For positive real numbers $a,b$, an $a\times b$ *torus* is a rectangle of width $a$ and height $b$, with left and right sides identified, as well as top and bottom sides identified. In other words, when tracing a path on the rectangle, reaching an edge results in "wrapping round" to the corresponding point on the opposite edge.

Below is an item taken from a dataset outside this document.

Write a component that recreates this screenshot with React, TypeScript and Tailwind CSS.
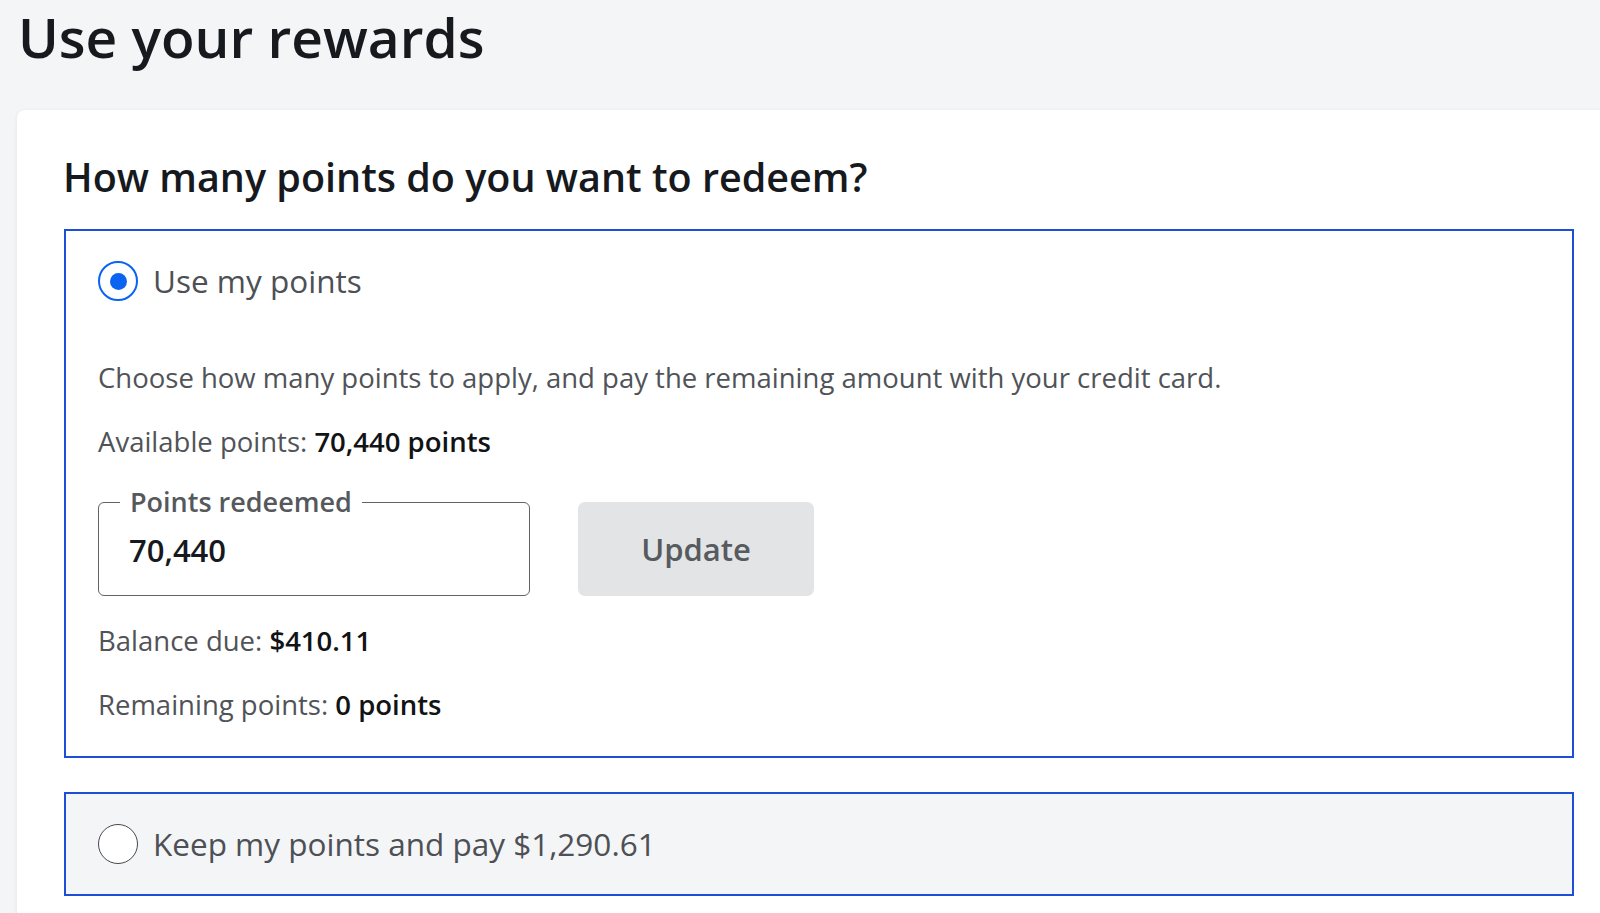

A *tiling* of a torus is a way to dissect it into equilateral triangles of edge length 1. For example, the following three diagrams illustrate respectively a $1\times \frac{\sqrt{3}}{2}$ torus with two triangles, a $\sqrt{3}\times 1$ torus with four triangles, and an approximately $2.8432\times 2.1322$ torus with fourteen triangles:

Two tilings of an $a\times b$ torus are called *equivalent* if it is possible to obtain one from the other by continuously moving all triangles so that no gaps appear and no triangles overlap at any stage during the movement. For example, the animation below shows an equivalence between two tilings:

Let $F(n)$ be the total number of non-equivalent tilings of all possible tori with exactly $n$ triangles. For example, $F(6)=8$, with the eight non-equivalent tilings with six triangles listed below:

Let $G(N)=\sum_{n=1}^N F(n)$. You are given that $G(6)=14$, $G(100)=8090$, and $G(10^5)\equiv 645124048 \pmod{1\,000\,000\,007}$.

Find $G(10^9)$. Give your answer modulo $1\,000\,000\,007$.